Tue. Sep 9th, 2025
Occasional Digest - a story for you

Argentine President Javier Milei speaks after learning the results of the legislative elections at a campaign center in La Plata, Buenos Aires, on Sunday. He said his La Libertad Avanza party suffered a “clear defeat” that “must be accepted,” and promised to do everything possible to reverse the results Photo by Juan Ignacio Roncoroni/EPA

Sept. 9 (UPI) — Financial markets dealt Argentina a harsh blow after President Javier Milei’s coalition suffered a major defeat in midterm elections in Buenos Aires province, the country’s largest district.

The market reaction to Milei’s electoral setback was immediate: the peso fell about 5%, the S&P Merval index dropped more than 10% and several ADRs — shares of Argentine companies traded in New York — lost as much as 20% during the day Monday.

The “country risk” — which measures the premium investors demand to hold its debt over U.S. Treasury bonds — jumped above 1,000 basis points for the first time since Oct. 24.

After Monday’s rout, markets saw a technical rebound Tuesday, with the S&P Merval recovering by 2% to 3% and ADRs rising 1% to 6%, while country risk remained elevated at about 1,108 basis points. On the currency front, the dollar gained 10 Argentine pesos, or 0.7% on the day.

The government’s electoral setback at the hands of the opposition — 47% for Peronism versus 34% for the ruling coalition — was read as a rejection of President Javier Milei’s shock program that includes spending cuts, deregulation and market openings, and as a signal the administration will face greater challenges in passing reforms and sustaining its economic plan.

Investment bank Morgan Stanley abruptly reversed its favorable outlook on Argentina after the ruling coalition’s defeat. The firm warned of increased uncertainty around reforms and cautioned about a potential deterioration in Argentine bonds, according to the Argentine outlet Perfil.

Morgan Stanley’s shift on Argentine debt was drastic, as only a week earlier it had recommended taking advantage of lower prices to buy. The firm has dropped that recommendation and withdrawn its favorable outlook on the country.

Milei had framed the Buenos Aires election as a political test ahead of the October legislative vote. He entered the contest after a sharp fiscal adjustment, amid social tensions and controversies that eroded support.

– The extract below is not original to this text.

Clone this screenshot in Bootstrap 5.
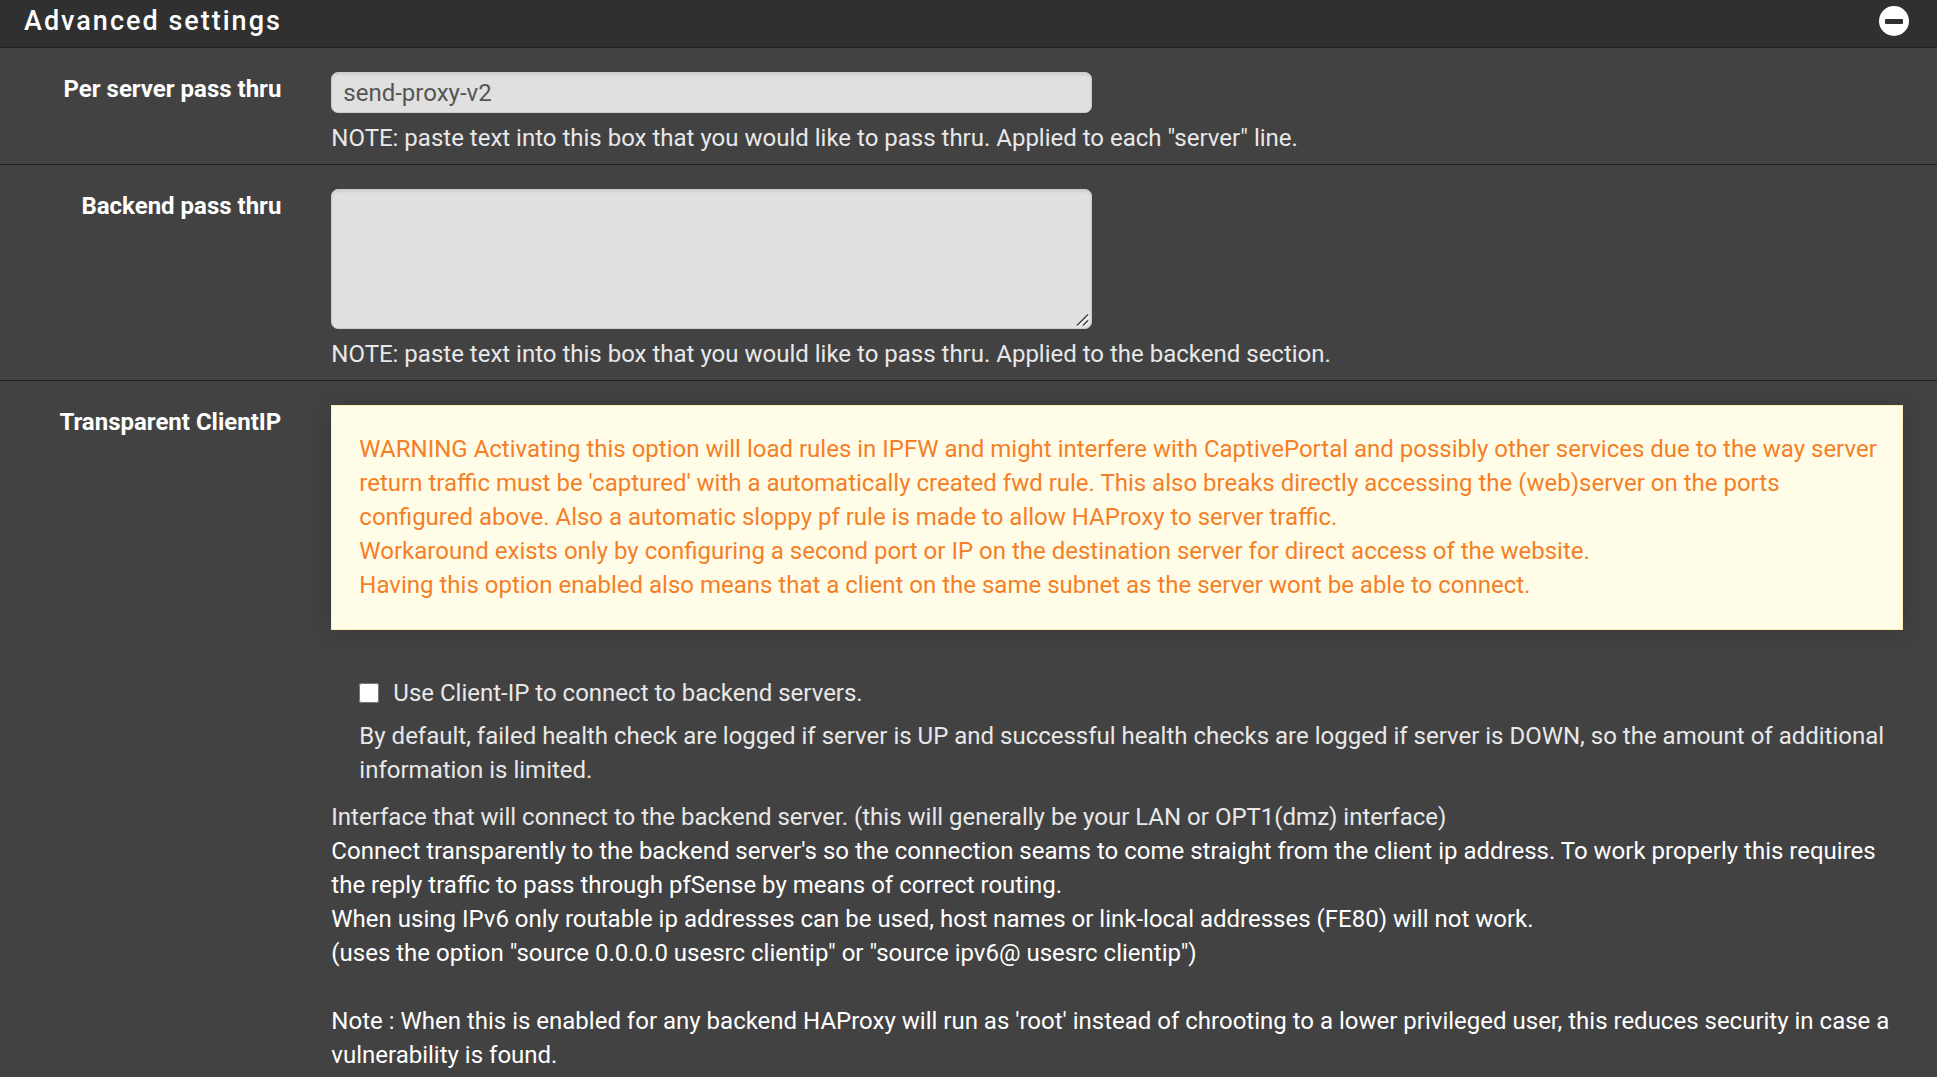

Although inflation has eased compared with 2023, the economy remains fragile and reliant on political credibility to stabilize the exchange rate and restore access to credit.

“Beyond this electoral result, I want to tell all Argentines that the course for which we were elected in 2023 will not change, it will be reinforced. We will continue to defend fiscal balance tooth and nail,” Milei said in his speech after conceding the electoral defeat.

“We will maintain a tight monetary policy. We will sustain the exchange-rate system committed to Argentines. We will redouble our efforts on deregulation.”

He added, “We will not retreat a single inch on government policy. The course is not only confirmed — we will accelerate and deepen it further.”

Although Milei has managed to reduce Argentina’s triple-digit inflation in recent months and ended the excessive spending of his Peronist predecessors, Argentines have yet to see the economic recovery that was expected to follow his harsh austerity measures.

His government has dismantled Argentina’s complex currency controls as part of a $20 billion bailout from the International Monetary Fund, analysts say, but it is still seeking the confidence of international investors who could provide the capital needed to create jobs and spur economic growth.